A number of mammals, including nine species of mice and rats, can be found scurrying about. Keep an eye out for desert cottontails and mule deer that are often seen by visitors.
The only reptiles found in Natural Bridges are lizards and snakes. One of those snakes is the prairie rattlesnake though, so watch where you step.
A few varieties of toad and one species of salamander (tiger salamander) also call the monument home.
The Natural Bridges campground is located right next to the visitor center and has thirteen spots available on a first-come, first-served basis.
Each site has a firepit, grill, picnic table, and tent pad. No water, electricity or other hook-ups are available.
The campground is open year-round, the fee is $15 and there is a 26-foot length limit.
The monument is open 24 hours a day all year long.
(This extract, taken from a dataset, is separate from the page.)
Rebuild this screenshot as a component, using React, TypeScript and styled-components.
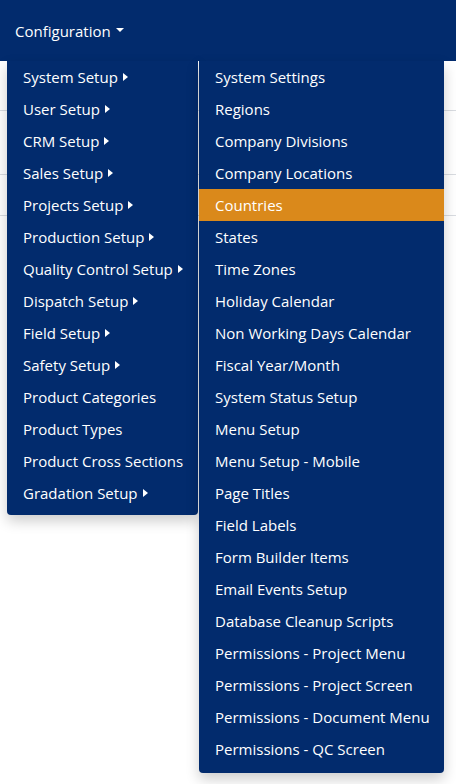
import React from "react";
import styled, { createGlobalStyle } from "styled-components";

const NAVY = "#022b6d";
const ORANGE = "#da891b";

const GlobalStyle = createGlobalStyle`
  html, body {
    margin: 0;
    padding: 0;
    background: #ffffff;
    font-family: "Open Sans", "Noto Sans", "Liberation Sans", sans-serif;
    font-size: 15px;
  }
  * { box-sizing: border-box; }
`;

const Shell = styled.div`
  position: relative;
  width: 456px;
  height: 784px;
  overflow: hidden;
  background: #ffffff;
`;

const Navbar = styled.nav`
  height: 61px;
  background: ${NAVY};
  display: flex;
  align-items: center;
  padding-left: 15px;
`;

const NavToggle = styled.div`
  display: flex;
  align-items: center;
  color: #ffffff;
  font-size: 15px;
  line-height: 20px;
  position: relative;
`;

const CaretDown = styled.span`
  width: 0;
  height: 0;
  margin-left: 5px;
  margin-bottom: 2px;
  border-top: 4.5px solid #ffffff;
  border-left: 4.5px solid transparent;
  border-right: 4.5px solid transparent;
`;

const Content = styled.div`
  display: flex;
  flex-direction: column;
`;

const Row = styled.div<{ $h: number }>`
  height: ${(p) => p.$h}px;
  border-bottom: 1px solid #d9dce1;
`;

const Menu = styled.ul`
  position: absolute;
  top: 61px;
  left: 7px;
  width: 191px;
  margin: 0;
  padding: 0 0 6px;
  list-style: none;
  background: ${NAVY};
  border-radius: 0 0 4px 4px;
  box-shadow: 0 6px 14px rgba(0, 0, 0, 0.2);
  z-index: 10;
`;

const SubMenu = styled.ul`
  position: absolute;
  top: 0;
  left: 192px;
  width: 245px;
  margin: 0;
  padding: 0 0 8px;
  list-style: none;
  background: ${NAVY};
  border-radius: 0 0 4px 4px;
  box-shadow: 0 6px 14px rgba(0, 0, 0, 0.2);
  z-index: 20;
`;

const Item = styled.li<{ $active?: boolean }>`
  height: 32px;
  display: flex;
  align-items: center;
  padding-left: 16px;
  color: #ffffff;
  font-size: 15px;
  line-height: 30px;
  padding-bottom: 1px;
  white-space: nowrap;
  background: ${(p) => (p.$active ? ORANGE : "transparent")};
`;

const ParentItem = styled(Item)`
  position: relative;
`;

const CaretRight = styled.span`
  width: 0;
  height: 0;
  margin-left: 5px;
  border-left: 5px solid #ffffff;
  border-top: 4.5px solid transparent;
  border-bottom: 4.5px solid transparent;
`;

const leftItems: { label: string; sub: boolean }[] = [
  { label: "System Setup", sub: true },
  { label: "User Setup", sub: true },
  { label: "CRM Setup", sub: true },
  { label: "Sales Setup", sub: true },
  { label: "Projects Setup", sub: true },
  { label: "Production Setup", sub: true },
  { label: "Quality Control Setup", sub: true },
  { label: "Dispatch Setup", sub: true },
  { label: "Field Setup", sub: true },
  { label: "Safety Setup", sub: true },
  { label: "Product Categories", sub: false },
  { label: "Product Types", sub: false },
  { label: "Product Cross Sections", sub: false },
  { label: "Gradation Setup", sub: true },
];

const subItems = [
  "System Settings",
  "Regions",
  "Company Divisions",
  "Company Locations",
  "Countries",
  "States",
  "Time Zones",
  "Holiday Calendar",
  "Non Working Days Calendar",
  "Fiscal Year/Month",
  "System Status Setup",
  "Menu Setup",
  "Menu Setup - Mobile",
  "Page Titles",
  "Field Labels",
  "Form Builder Items",
  "Email Events Setup",
  "Database Cleanup Scripts",
  "Permissions - Project Menu",
  "Permissions - Project Screen",
  "Permissions - Document Menu",
  "Permissions - QC Screen",
];

export default function App() {
  return (
    <Shell>
      <GlobalStyle />
      <Navbar>
        <NavToggle>
          Configuration
          <CaretDown />
        </NavToggle>
      </Navbar>
      <Content>
        <Row $h={50} />
        <Row $h={64} />
        <Row $h={41} />
      </Content>
      <Menu>
        {leftItems.map((it, i) =>
          i === 0 ? (
            <ParentItem key={it.label}>
              {it.label}
              <CaretRight />
              <SubMenu>
                {subItems.map((s) => (
                  <Item key={s} $active={s === "Countries"}>
                    {s}
                  </Item>
                ))}
              </SubMenu>
            </ParentItem>
          ) : (
            <Item key={it.label}>
              {it.label}
              {it.sub && <CaretRight />}
            </Item>
          )
        )}
      </Menu>
    </Shell>
  );
}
The visitor center is open 9 AM-4 PM every day. During winter hours (November 1 – May 8) they are closed on Tuesday and Wednesday. They are also closed for Thanksgiving, Christmas, and New Year’s days.
Hours may change so check the website or call (435-692-1234) ahead of time.
While at the visitor center watch the park film, browse the exhibits and pick up some souvenirs in the gift shop. Talk with a ranger to get information on the park as well as maps.
Don’t forget to sign the kids up for Junior Ranger packets as well.
Restrooms, trashcans and drinking water are also available at the center.
The visitor center is where you will pay your park entrance fee.
The fee is $20 per vehicle, $15 per motorcycle, and $10 per hiker or bicyclists. Admission fees are good for up to seven days in the monument.
If you have an America the Beautiful Interagency pass (or it’s equivalent) entrance into the park is free.
The scenic drive within the monument is called Bridge View Drive. This one way, nine mile paved loop road will take you to the overlooks for all three bridges, trailheads and the visitor center.
Below I will list the hiking trails that can be found in the monument as well as a brief description of each. We did all the hikes in the park so click on the names to read my blog posts.
Please note, pets are not allowed on any trails in the park.
Sipapu Bridge: This 1.4 mile roundtrip hike has about 450 foot of elevation gain and takes you to the largest bridge in the park. It’s the steepest trail in the park and requires climbing multiple wooden ladders and stairs.
Kachina Bridge: This 1.5 mile roundtrip hike to the widest and youngest bridge in the park has around 460 feet of elevation gain. There are hundreds of steps on the hike, but it’s my favorite bridge in the park.
Owachomo Bridge: This 0.5 mile out and back hike takes you to the smallest, thinnest and possibly oldest bridge in the park with about 180 feet of elevation gain. It’s the shortest hike in the park (except the viewpoints).
Horse Collar Ruin: This 0.6 mile roundtrip hike only has around 50 feet of elevation gain and gives you a a birds-eye view of Horse Collar Ruin. This easy hike has you traveling over slickrock.
Full Loop Trail: This 12 mile primitive and strenuous trail has you hiking through the canyons and over the mesa top as you pass under all three natural bridges. You can shorten this hike by getting off at any bridge trailhead.
I would also like to say I didn’t list the hikes to the viewpoints of each bridge.
They were all extremely short though and located right off of Bridge View Drive. The viewpoints aren’t bad, but if you can hike the trails to the bridges I highly recommend it.
We absolutely loved our visit to Natural Bridges National Monument and can’t wait to go back. We really want to do the full loop trail which I think will give us of a whole new experience of hiking in the park.
We only saw maybe a dozen people during our visit which was awesome. We hate crowds so this place is a great way to see some incredible works of Mother Nature with as few people as possible around.